Our Whisky Ladies November session quite randomly ended  up with a trio of Highland drams plus the delicious Compass Box Great King Street Glasgow Blend.

As a tasting group, we were no strangers to Compass Box and its whole new calibre of blends. In an earlier session we had even tried a limited edition Great King Street blend – the Experimental Batch.

Here is what we thought of the peaty Glasgow version…

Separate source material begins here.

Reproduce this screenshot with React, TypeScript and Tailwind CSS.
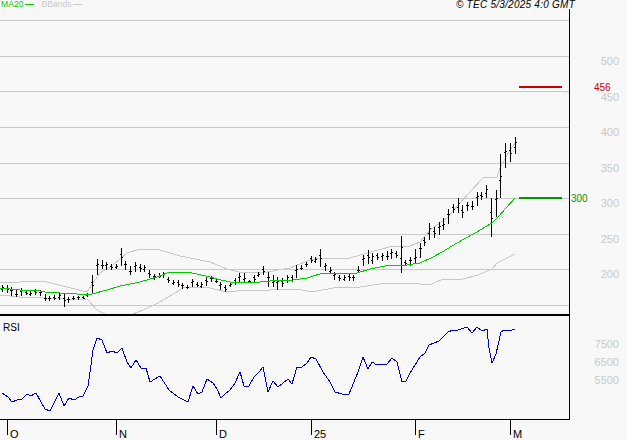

Compass Box Great King Street Glasgow Blend 43%

  • Colour – Light straw
  • Nose – Nutty, lightly smokey, old furniture, autumn leaves, some spice, a bit of minerals, some vanilla, biscuits
  • Palate – Simply superb! Coffee, sweet berries, beautifully well rounded, some basil, a bit woodsy
  • Finish – Wood smoke, cinnamon, cloves

Overall we enjoyed our wee nip of this blend and the small bottle was completely polished off!

Here is what the Compass Box folks have to say:

In his 1930 book “Whisky”, Aeneas MacDonald teaches us that Glaswegians historically preferred fuller bodied and more flavour-packed whiskies than people in other parts of the world. So what better name for a whisky such as this?

You’ll find here a rich vein of peaty-smokiness, underpinned by sherry cask-aged whiskies, full of dried fruit and wine character. The palate is full and round, with a sweetness typical of whiskies from our company.